# Little Help with yellowbelly royal please 'pic heavy'



## BallsDeepReptiles (Jun 19, 2013)

Hey guys and gals,

I have got a adult female royal called Topaz, she has some major yellow on her sides and pattern on her belly and near her tail. I don't know anything about the yellowbelly gene but it would be great if anyone could either confirm i have a beautiful normal or something else  i will put up a few pictures of her, along with some of my 100% normal adult male Tyson, my pastel male Pablo and my spider female Paris.

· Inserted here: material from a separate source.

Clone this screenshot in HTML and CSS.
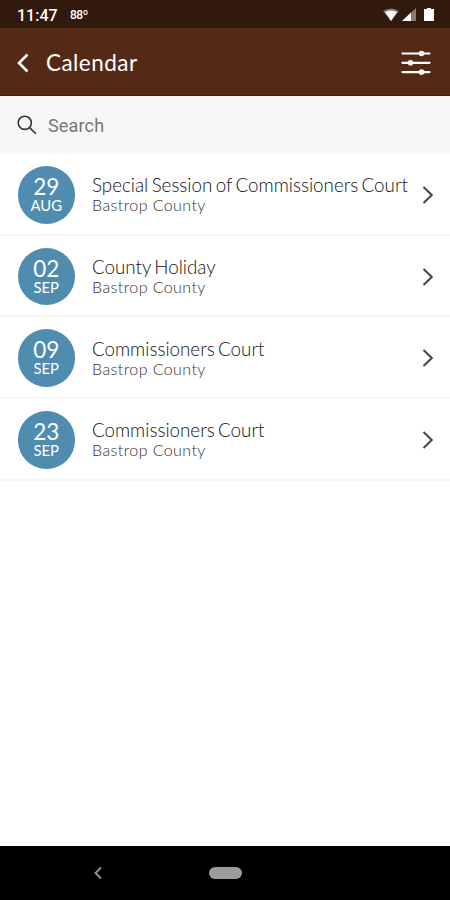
FILE: index.html
```html
<!DOCTYPE html>
<html lang="en">
<head>
    <meta charset="UTF-8">
    <meta name="viewport" content="width=device-width, initial-scale=1.0">
    <title>Calendar</title>
    <link rel="stylesheet" href="styles.css">
</head>
<body>
    <div class="status-bar">
        <span class="time">11:47</span>
        <span class="temp">88º</span>
        <svg class="status-icons" width="54" height="16" viewBox="0 0 54 16">
            <path d="M1 4 Q9 -1 17 4 L9 14 Z" fill="#8d7a70"/>
            <path d="M3 5 Q9 2 15 5 L9 14 Z" fill="#fff"/>
            <path d="M34 1 V14 H20 Z" fill="#8d7a70"/>
            <path d="M29 5.6 V14 H20 Z" fill="#fff"/>
            <path d="M45 1 H49 V2 H52 V14 H42 V2 H45 Z" fill="#fff"/>
        </svg>
    </div>

    <header>
        <svg class="back" width="14" height="20" viewBox="0 0 14 20">
            <path d="M12.5 1.5 L4 10 L12.5 18.5"/>
        </svg>
        <h1>Calendar</h1>
        <svg class="filter" width="30" height="26" viewBox="0 0 30 26">
            <path d="M1.5 3.5 H28.5 M1.5 12.8 H28.5 M1.5 22.1 H28.5"/>
            <circle cx="20.5" cy="3.5" r="2.8"/>
            <circle cx="9.5" cy="12.8" r="2.8"/>
            <circle cx="20.5" cy="22.1" r="2.8"/>
        </svg>
    </header>

    <div class="search">
        <svg width="20" height="20" viewBox="0 0 20 20">
            <circle cx="7.8" cy="7.8" r="6.6"/>
            <path d="M12.6 12.6 L18.8 18.8"/>
        </svg>
        <input type="text" placeholder="Search">
    </div>

    <main class="events">
        <div class="event">
            <div class="date"><span class="day">29</span><span class="month">AUG</span></div>
            <div class="info">
                <div class="title">Special Session of Commissioners Court</div>
                <div class="place">Bastrop County</div>
            </div>
            <svg class="arrow" width="12" height="20" viewBox="0 0 12 20"><path d="M1.5 2 L9.8 10 L1.5 18"/></svg>
        </div>
        <div class="event">
            <div class="date"><span class="day">02</span><span class="month">SEP</span></div>
            <div class="info">
                <div class="title">County Holiday</div>
                <div class="place">Bastrop County</div>
            </div>
            <svg class="arrow" width="12" height="20" viewBox="0 0 12 20"><path d="M1.5 2 L9.8 10 L1.5 18"/></svg>
        </div>
        <div class="event">
            <div class="date"><span class="day">09</span><span class="month">SEP</span></div>
            <div class="info">
                <div class="title">Commissioners Court</div>
                <div class="place">Bastrop County</div>
            </div>
            <svg class="arrow" width="12" height="20" viewBox="0 0 12 20"><path d="M1.5 2 L9.8 10 L1.5 18"/></svg>
        </div>
        <div class="event">
            <div class="date"><span class="day">23</span><span class="month">SEP</span></div>
            <div class="info">
                <div class="title">Commissioners Court</div>
                <div class="place">Bastrop County</div>
            </div>
            <svg class="arrow" width="12" height="20" viewBox="0 0 12 20"><path d="M1.5 2 L9.8 10 L1.5 18"/></svg>
        </div>
    </main>

    <nav>
        <svg width="10" height="14" viewBox="0 0 10 14"><path d="M8 1.5 L2.5 7 L8 12.5"/></svg>
        <div class="home"></div>
    </nav>
</body>
</html>
```
FILE: styles.css
```css
* {
    box-sizing: border-box;
}
body {
    margin: 0;
    height: 900px;
    display: flex;
    flex-direction: column;
    font-family: Lato, 'Liberation Sans', sans-serif;
    background-color: #fff;
    color: #111;
    overflow: hidden;
}
svg {
    flex: none;
    fill: none;
}
/* Android status bar */
.status-bar {
    height: 28px;
    padding: 2px 14px 0 17px;
    display: flex;
    align-items: center;
    background-color: #31190d;
    color: #fff;
    font-family: Roboto, sans-serif;
}
.time {
    width: 53px;
    font-size: 16px;
    font-weight: 500;
}
.temp {
    font-size: 12px;
    font-weight: 500;
    letter-spacing: -0.5px;
}
.status-icons {
    margin-left: auto;
}
header {
    height: 68px;
    padding: 2px 19px 0 15px;
    display: flex;
    align-items: center;
    background-color: #542a17;
    border-bottom: 1px solid #442011;
    color: #fff;
}
.back {
    stroke: #fff;
    stroke-width: 2.6;
}
h1 {
    margin: 0 auto 0 17px;
    font-size: 22.5px;
    font-weight: 400;
    letter-spacing: 0.45px;
}
.filter {
    stroke: #fff;
    stroke-width: 2.2;
    stroke-linecap: round;
}
.filter circle {
    fill: #fff;
    stroke: none;
}
.search {
    height: 58px;
    padding: 0 17px;
    display: flex;
    align-items: center;
    background-color: #f7f7f7;
}
.search svg {
    stroke: #333;
    stroke-width: 1.6;
}
.search input {
    flex: 1;
    margin-left: 11px;
    padding: 1px 0 0;
    border: none;
    outline: none;
    background: none;
    font-family: Roboto, sans-serif;
    font-size: 18px;
    letter-spacing: 0.15px;
}
.search input::placeholder {
    color: #777;
}
.events {
    flex: 1;
}
.event {
    height: 81.7px;
    padding: 2px 16px 0 17.5px;
    display: flex;
    align-items: center;
    border-bottom: 2px solid #f5f5f5;
}
.date {
    width: 57.5px;
    height: 57.5px;
    padding-top: 9px;
    flex: none;
    border-radius: 50%;
    background-color: #508cb0;
    color: #fff;
    text-align: center;
}
.day,
.month {
    display: block;
}
.day {
    font-size: 22.5px;
    line-height: 23px;
}
.month {
    font-size: 14.8px;
    line-height: 14px;
}
.info {
    flex: 1;
    margin-left: 17px;
    white-space: nowrap;
}
.title {
    font-size: 18.8px;
    font-weight: 300;
    line-height: 20px;
    word-spacing: -1.7px;
}
.place {
    font-size: 16px;
    font-weight: 300;
    line-height: 19px;
    letter-spacing: 0.42px;
    color: #333;
}
.arrow {
    stroke: #444;
    stroke-width: 2;
}
/* Android navigation bar */
nav {
    height: 54px;
    padding-left: 93px;
    display: flex;
    align-items: center;
    background-color: #000;
}
nav svg {
    stroke: #999;
    stroke-width: 1.8;
}
.home {
    width: 33px;
    height: 12px;
    margin-left: 106px;
    border-radius: 6px;
    background-color: #9c9c9c;
}
```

Hopefully with all the pictures you will be able to see how different colours and patterns look on my iPhone camera 

Topaz 1


Topaz 2


Topaz 3


Tyson 1


Tyson 2


Tyson 3


Pablo 1


Pablo 2


Paris 1


Paris 2


----------



## hogboy (Aug 22, 2006)

Topaz is most definitely Normal :2thumb:


----------



## Alex Boswell (Apr 15, 2012)

Yep.... just a normal :whistling2:


----------



## BallsDeepReptiles (Jun 19, 2013)

damn  she has quite alot of yellow but had a feeling she was just a normal


----------



## jackiee (Jul 4, 2010)

yes but its a very nice normal.


----------



## BallsDeepReptiles (Jun 19, 2013)

Thank you


----------



## RyanReynolds (Jan 30, 2013)

i agree just a lovely normal! 

Sent from my GT-S5830 using Tapatalk 2


----------